Postby jimbo » Mon Jun 24, 2013 12:08 am

I'll start with this one, the rare second version of the UK Rocks LP on vinyl:-

Image

(Sorry about the rubbish photo)

As far as I'm aware this second version of the UK double album of Rocks is from 1997, the same as the first version?

Catalogue number:- 8230911

Barcode on back sleeve:- 724382309116. Also worth noting here it's not only the front cover that is different. The "pattern" on the back cover is aligned completely differently with the titles. In fact I wonder why they actually changed the cover anyway?

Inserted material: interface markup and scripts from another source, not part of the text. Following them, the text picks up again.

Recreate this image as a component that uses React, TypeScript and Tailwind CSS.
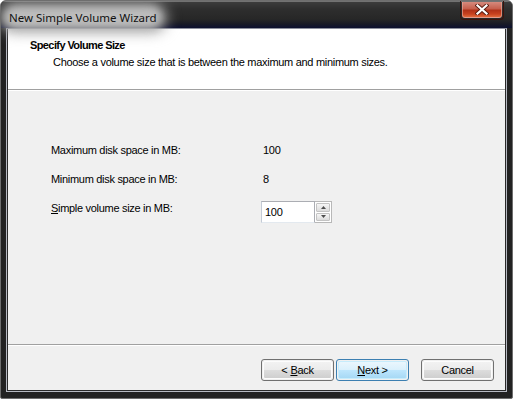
import React from 'react'

const rows = [
    { label: 'Maximum disk space in MB:', value: '100' },
    { label: 'Minimum disk space in MB:', value: '8' },
]

function WinButton({ children, primary = false, className = '' }: { children: React.ReactNode; primary?: boolean; className?: string }) {
    return (
        <div
            className={`
                w-[73px] h-[22px] rounded-[3px] border p-px
                ${primary ? 'border-[#3c7fb1]' : 'border-[#707070]'}
                ${className}
            `}
        >
            <div
                className={`
                    w-full h-full rounded-[2px] border flex items-center justify-center text-[11px] leading-[13px] tracking-[-0.3px] text-black
                    ${primary
                        ? 'border-[#c6ecfc] bg-[linear-gradient(to_bottom,#eaf6fd_0%,#d9f0fc_50%,#bee6fd_50%,#a7d9f5_100%)]'
                        : 'border-[#fcfcfc] bg-[linear-gradient(to_bottom,#f2f2f2_0%,#ebebeb_50%,#dddddd_50%,#cfcfcf_100%)]'
                    }
                `}
            >
                {children}
            </div>
        </div>
    )
}

function Spinner() {
    return (
        <div className="flex h-[22px]">
            {/* text box */}
            <div className="w-[54px] h-full border border-[#abadb3] border-l-[#c4cbd6] border-b-[#e3e9ef] bg-white flex items-center pl-[3px] text-[11px] leading-[13px] text-black">
                100
            </div>
            {/* up / down */}
            <div className="w-[17px] h-full border border-l-0 border-[#b8b8b8] bg-white p-px flex flex-col gap-px">
                {['up', 'down'].map((dir) => (
                    <div
                        key={dir}
                        className="flex-1 border border-[#c3c3c3] rounded-[1px] bg-[linear-gradient(to_bottom,#f6f6f6,#dcdcdc)] flex items-center justify-center"
                    >
                        <svg width="5" height="3" viewBox="0 0 5 3">
                            {dir === 'up'
                                ? <path d="M0 3 L2.5 0 L5 3 Z" fill="#4d4d4d" />
                                : <path d="M0 0 L2.5 3 L5 0 Z" fill="#4d4d4d" />}
                        </svg>
                    </div>
                ))}
            </div>
        </div>
    )
}

export default function App() {
    return (
        <div className="w-[513px] h-[399px] bg-white font-['Liberation_Sans',Arial,sans-serif]">
            <div className="w-full h-full rounded-t-[6px] rounded-b-[2px] border border-[#6e6e6e] bg-[#222222] flex flex-col overflow-hidden">
                {/* Title bar */}
                <div className="h-[27px] flex items-start bg-[linear-gradient(to_bottom,#a8a8a8_0px,#3c3c3c_1px,#2e2e2e_8px,#272727_18px,#181a26_23px,#0c1030_27px)]">
                    <div className="flex-1 pl-[8px] pt-[4px]">
                        <span className="relative inline-block">
                            <span className="absolute -left-[10px] -right-[10px] -top-[2px] -bottom-[3px] rounded-full bg-[#9f9f9f] blur-[7px]" />
                            <span className="absolute -left-[4px] -right-[4px] top-[2px] bottom-[2px] rounded-full bg-[#bdbdbd] blur-[4px]" />
                            <span className="relative text-[11.5px] leading-[16px] text-[#111] font-['Noto_Sans',sans-serif]">
                                New Simple Volume Wizard
                            </span>
                        </span>
                    </div>
                    {/* Close */}
                    <div className="mr-[8px] w-[44px] h-[19px] rounded-b-[4px] border border-t-0 border-[#3b130c] p-px">
                        <div className="w-full h-full rounded-b-[3px] border border-t-0 border-[#e7a597]/70 bg-[linear-gradient(to_bottom,#d68a7d_0%,#c65f4d_45%,#b13118_55%,#c8411f_80%,#e0683a_100%)] flex items-center justify-center">
                            <svg width="14" height="11" viewBox="0 0 14 11">
                                <path d="M2.5 1.5 L11.5 9.5 M11.5 1.5 L2.5 9.5" stroke="#5a1d12" strokeWidth="4" strokeLinecap="square" />
                                <path d="M2.5 1.5 L11.5 9.5 M11.5 1.5 L2.5 9.5" stroke="#ffffff" strokeWidth="2.2" strokeLinecap="square" />
                            </svg>
                        </div>
                    </div>
                </div>

                {/* Client area */}
                <div className="flex-1 px-[5px] pb-[6px] flex flex-col">
                    <div className="flex-1 border border-[#b6b9c2] border-t-[#8c8f9c] flex flex-col">
                        <div className="flex-1 border border-t-0 border-[#2a2a2a] flex flex-col">
                            {/* Header */}
                            <div className="h-[60px] bg-white pt-[10px] pl-[22px] text-black">
                                <div className="text-[11px] leading-[13px] font-bold tracking-[-0.6px]">Specify Volume Size</div>
                                <div className="mt-[4px] pl-[23px] text-[11px] leading-[13px] tracking-[-0.3px]">
                                    Choose a volume size that is between the maximum and minimum sizes.
                                </div>
                            </div>
                            <div className="h-px bg-[#a0a0a0]" />

                            {/* Body */}
                            <div className="h-[254px] bg-[#f0f0f0] border-t border-white pt-[53px] pl-[43px] text-[11px] leading-[13px] tracking-[-0.3px] text-black">
                                {rows.map((r, i) => (
                                    <div key={r.label} className={`flex ${i > 0 ? 'mt-[16px]' : ''}`}>
                                        <div className="w-[210px]">{r.label}</div>
                                        <div className="pl-[2px]">{r.value}</div>
                                    </div>
                                ))}
                                <div className="flex mt-[15px]">
                                    <div className="w-[210px] pt-px">
                                        <span className="underline underline-offset-1">S</span>imple volume size in MB:
                                    </div>
                                    <Spinner />
                                </div>
                            </div>
                            <div className="h-px bg-[#a0a0a0]" />

                            {/* Footer */}
                            <div className="flex-1 bg-[#f0f0f0] border-t border-white flex items-start justify-end pt-[13px] pr-[11px]">
                                <WinButton>
                                    &lt; <span className="underline underline-offset-1 ml-[3px]">B</span>ack
                                </WinButton>
                                <WinButton primary className="ml-[2px]">
                                    <span className="underline underline-offset-1">N</span>ext &gt;
                                </WinButton>
                                <WinButton className="ml-[12px]">Cancel</WinButton>
                            </div>
                        </div>
                    </div>
                </div>
            </div>
        </div>
    )
}
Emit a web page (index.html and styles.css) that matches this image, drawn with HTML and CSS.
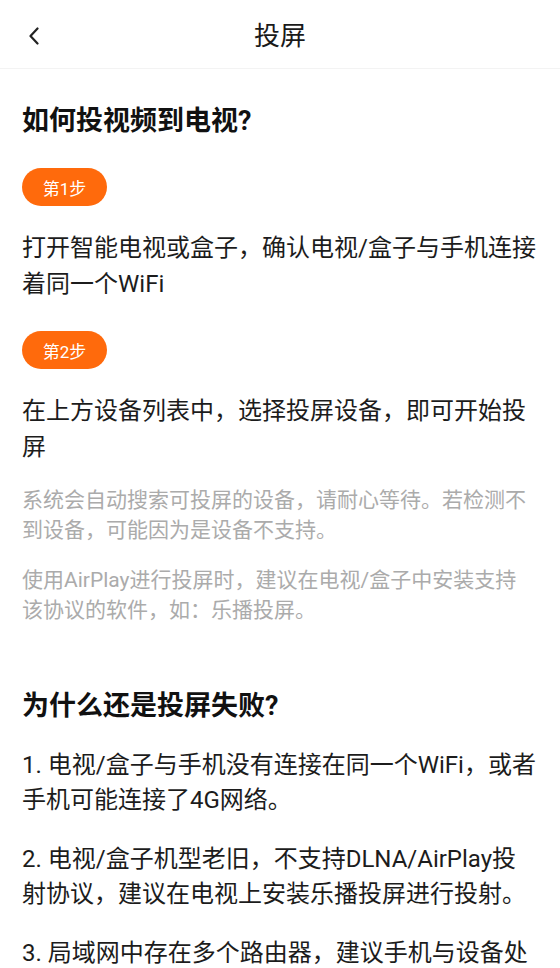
FILE: index.html
```html
<!DOCTYPE html>
<html lang="zh-CN">
<head>
<meta charset="utf-8">
<title>投屏</title>
<link rel="stylesheet" href="styles.css">
</head>
<body>
<header class="topbar">
  <button class="back" aria-label="返回">
    <svg width="12" height="18" viewBox="0 0 12 18"><path d="M9.5 1.5 L2.5 9 L9.5 16.5" fill="none" stroke="#222" stroke-width="2.2" stroke-linecap="round" stroke-linejoin="round"/></svg>
  </button>
  <h1 class="title">投屏</h1>
</header>
<main class="content">
  <h2 class="section-title first">如何投视频到电视?</h2>
  <span class="step">第1步</span>
  <p class="step-text">打开智能电视或盒子，确认电视/盒子与手机连接着同一个WiFi</p>
  <span class="step">第2步</span>
  <p class="step-text">在上方设备列表中，选择投屏设备，即可开始投屏</p>
  <p class="hint">系统会自动搜索可投屏的设备，请耐心等待。若检测不到设备，可能因为是设备不支持。</p>
  <p class="hint hint2">使用AirPlay进行投屏时，建议在电视/盒子中安装支持该协议的软件，如：乐播投屏。</p>
  <h2 class="section-title second">为什么还是投屏失败?</h2>
  <p class="item">1. 电视/盒子与手机没有连接在同一个WiFi，或者手机可能连接了4G网络。</p>
  <p class="item">2. 电视/盒子机型老旧，不支持DLNA/AirPlay投射协议，建议在电视上安装乐播投屏进行投射。</p>
  <p class="item">3. 局域网中存在多个路由器，建议手机与设备处于同一个路由器下。</p>
</main>
</body>
</html>
```

FILE: styles.css
```css
* { box-sizing: border-box; }
html, body { margin: 0; padding: 0; background: #fff; }
body {
  font-family: Roboto, "Noto Sans CJK SC", sans-serif;
  color: #1c1c1c;
  width: 560px;
  height: 968px;
  overflow: hidden;
}
.topbar {
  position: relative;
  height: 69px;
  border-bottom: 1px solid #f3f3f3;
  display: flex;
  align-items: center;
  justify-content: center;
}
.back {
  position: absolute;
  left: 22px;
  top: 24px;
  width: 24px;
  height: 24px;
  padding: 0;
  border: 0;
  background: none;
  display: flex;
  align-items: center;
  justify-content: center;
}
.title {
  margin: 0;
  font-size: 26px;
  font-weight: 400;
  line-height: 36px;
  color: #1a1a1a;
  margin-top: 4px;
}
.content {
  padding: 0 22px;
  display: flex;
  flex-direction: column;
  align-items: flex-start;
}
.section-title {
  margin: 0;
  font-size: 27px;
  font-weight: 700;
  line-height: 36px;
  color: #111;
}
.section-title.first { margin-top: 34px; }
.section-title.second { margin-top: 63px; }
.step {
  margin-top: 29px;
  display: inline-flex;
  align-items: center;
  justify-content: center;
  width: 85px;
  height: 38px;
  border-radius: 19px;
  background: #ff6a0c;
  color: #fff;
  font-size: 17px;
}
.step-text {
  margin: 24px 0 0;
  font-size: 24px;
  line-height: 36px;
  color: #1c1c1c;
}
.hint {
  margin: 20px 0 0;
  max-width: 512px;
  font-size: 21px;
  line-height: 30px;
  color: #ababab;
}
.hint2 { margin-top: 20px; }
.item {
  margin: 24px 0 0;
  font-size: 24px;
  line-height: 35px;
  color: #1c1c1c;
}
```
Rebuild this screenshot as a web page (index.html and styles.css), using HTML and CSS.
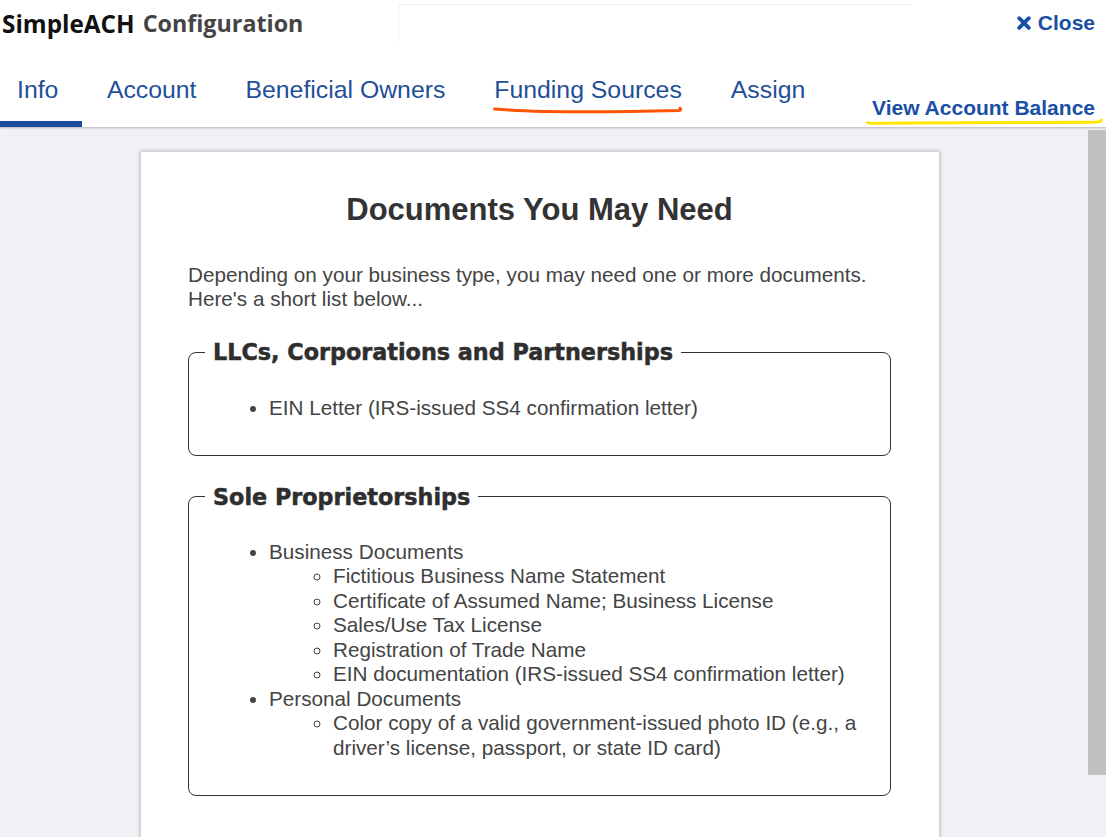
FILE: index.html
```html
<!DOCTYPE html>
<html lang="en">
<head>
<meta charset="utf-8">
<title>SimpleACH Configuration</title>
<link rel="stylesheet" href="styles.css">
</head>
<body>
<header class="topbar">
  <div class="row1">
    <h1 class="app-title"><span class="brand">SimpleACH</span><span class="brand-sub">Configuration</span></h1>
    <div class="ghost"></div>
    <a class="close" href="#"><svg class="close-icon" viewBox="0 0 14 14" width="14" height="14"><path d="M2.2 2.2 L11.8 11.8 M11.8 2.2 L2.2 11.8" stroke="#1a4fa6" stroke-width="3.8" stroke-linecap="round"/></svg>Close</a>
  </div>
  <div class="row2">
    <nav class="tabs">
      <a class="tab active" href="#">Info</a>
      <a class="tab" href="#">Account</a>
      <a class="tab" href="#">Beneficial Owners</a>
      <a class="tab marked" href="#">Funding Sources<svg class="scribble orange" viewBox="0 0 190 8" preserveAspectRatio="none"><path d="M1.5 3 C 40 6.2, 120 6.2, 186.5 4.5 C 188 4, 188 3, 187 2.3" fill="none" stroke="#ff5500" stroke-width="3" stroke-linecap="round"/></svg></a>
      <a class="tab" href="#">Assign</a>
    </nav>
    <a class="balance" href="#">View Account Balance<svg class="scribble yellow" viewBox="0 0 238 8" preserveAspectRatio="none"><path d="M1.5 4.5 C 3 6, 8 5.5, 20 5.2 C 90 4, 170 4.6, 228 4.3 C 233 4.2, 235.5 3.4, 235.5 2" fill="none" stroke="#ffe600" stroke-width="3" stroke-linecap="round"/></svg></a>
  </div>
</header>
<div class="main">
  <div class="canvas">
    <section class="card">
      <h2 class="card-title">Documents You May Need</h2>
      <p class="intro">Depending on your business type, you may need one or more documents.<br>Here's a short list below...</p>
      <fieldset class="group first">
        <legend>LLCs, Corporations and Partnerships</legend>
        <ul class="docs">
          <li>EIN Letter (IRS-issued SS4 confirmation letter)</li>
        </ul>
      </fieldset>
      <fieldset class="group second">
        <legend>Sole Proprietorships</legend>
        <ul class="docs">
          <li>Business Documents
            <ul class="sublist">
              <li>Fictitious Business Name Statement</li>
              <li>Certificate of Assumed Name; Business License</li>
              <li>Sales/Use Tax License</li>
              <li>Registration of Trade Name</li>
              <li>EIN documentation (IRS-issued SS4 confirmation letter)</li>
            </ul>
          </li>
          <li>Personal Documents
            <ul class="sublist">
              <li>Color copy of a valid government-issued photo ID (e.g., a driver’s license, passport, or state ID card)</li>
            </ul>
          </li>
        </ul>
      </fieldset>
    </section>
  </div>
  <div class="scrollbar"><div class="thumb"></div></div>
</div>
</body>
</html>
```

FILE: styles.css
```css
html, body {
  margin: 0;
  padding: 0;
}
body {
  width: 1106px;
  height: 837px;
  overflow: hidden;
  background: #f0f1f4;
  font-family: "Liberation Sans", Arial, sans-serif;
}
a { text-decoration: none; }

.topbar {
  background: #fff;
  height: 127px;
  box-shadow: 0 1px 2px rgba(0,0,0,0.25);
  position: relative;
  z-index: 2;
}
.row1 {
  display: grid;
  grid-template-columns: 398px 512px 1fr;
  height: 48px;
}
.app-title {
  display: flex;
  gap: 8px;
  margin: 0;
  padding-left: 2px;
  font-family: "Open Sans", "Noto Sans", sans-serif;
  font-weight: 700;
  font-size: 24.3px;
  line-height: 47px;
  white-space: nowrap;
}
.brand { color: #111; }
.brand-sub { color: #444; font-size: 23.3px; }
.ghost {
  margin-top: 4px;
  height: 36px;
  border-top: 1px solid #eeeeee;
  border-left: 1px solid #f2f2f2;
}
.close {
  justify-self: end;
  margin-right: 11px;
  margin-top: 10px;
  height: 26px;
  display: flex;
  align-items: center;
  gap: 7px;
  color: #1a4fa6;
  font-weight: 700;
  font-size: 21px;
}
.close-icon { display: block; }

.row2 {
  display: flex;
  justify-content: space-between;
  height: 79px;
}
.tabs {
  display: flex;
}
.tab {
  position: relative;
  box-sizing: border-box;
  height: 79px;
  padding: 27px 24.5px 0;
  line-height: 30px;
  font-size: 24.8px;
  color: #1f4f98;
  white-space: nowrap;
}
.tab:first-child { padding-left: 17px; padding-right: 24px; }
.tab.active { border-bottom: 6px solid #1a4b9c; }

.scribble {
  position: absolute;
  display: block;
  height: 8px;
}
.orange { left: 23px; bottom: 13px; width: 190px; }
.balance {
  position: relative;
  align-self: flex-start;
  margin-top: 46px;
  margin-right: 11px;
  line-height: 28px;
  font-weight: 700;
  font-size: 21px;
  color: #1a4fa6;
  white-space: nowrap;
}
.yellow { left: -6px; bottom: -4px; width: 238px; }

.main {
  display: flex;
  height: 710px;
}
.canvas {
  flex: 1;
  padding-top: 24px;
  overflow: hidden;
}
.scrollbar {
  width: 18px;
  background: #f0f1f4;
}
.thumb {
  margin-top: 3px;
  height: 645px;
  background: #c1c1c1;
}

.card {
  box-sizing: border-box;
  width: 800px;
  min-height: 720px;
  margin-left: 140px;
  padding: 40px 48px 0 47px;
  background: #fff;
  border: 1px solid #d4d4d4;
  box-shadow: 0 0 3px rgba(0,0,0,0.3);
}
.card-title {
  margin: 0;
  text-align: center;
  font-size: 31px;
  line-height: 36px;
  font-weight: 700;
  color: #333;
}
.intro {
  margin: 35px 0 0;
  font-size: 20.7px;
  line-height: 24px;
  color: #444;
}
.group {
  margin: 0;
  padding: 0 16px;
  border: 1px solid #333;
  border-radius: 8px;
}
.group.first { margin-top: 28px; }
.group.second { margin-top: 28px; }
.group legend {
  padding: 0 8px;
  margin: 0;
  font-family: "DejaVu Sans", Verdana, sans-serif;
  font-weight: 700;
  font-size: 22.3px;
  line-height: 26px;
  color: #2e2e2e;
  -webkit-text-stroke: 0.5px #2e2e2e;
}
.docs {
  margin: 31px 0 34px;
  padding-left: 64px;
  font-size: 20.7px;
  line-height: 24.5px;
  color: #444;
}
.second .docs { margin-top: 30px; margin-bottom: 35px; }
.sublist {
  margin: 0;
  padding-left: 64px;
  list-style: circle;
}
```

Matrix numbers (on run-out groove):- 8230911 A-1-1-1 D, 8230911 B-1-1-1 D, 8230911 C-1-1-1 D,8230911 D-1-1-2 D

The "D" of the matrix is not next to the rest of the matrix, but further around the run-out groove. Does anyone know what the "D" means please? I was thinking it was maybe indicating the vinyl was actually made in Germany? But that's just a guess.

This is a strange one, as it seems to be very rare. Anyone know anything about it please?
Last edited by jimbo on Wed Jun 26, 2013 12:01 pm, edited 4 times in total.
Hot Space is actually only my 6th favourite Queen album.
(But is a very underrated album in my opinion).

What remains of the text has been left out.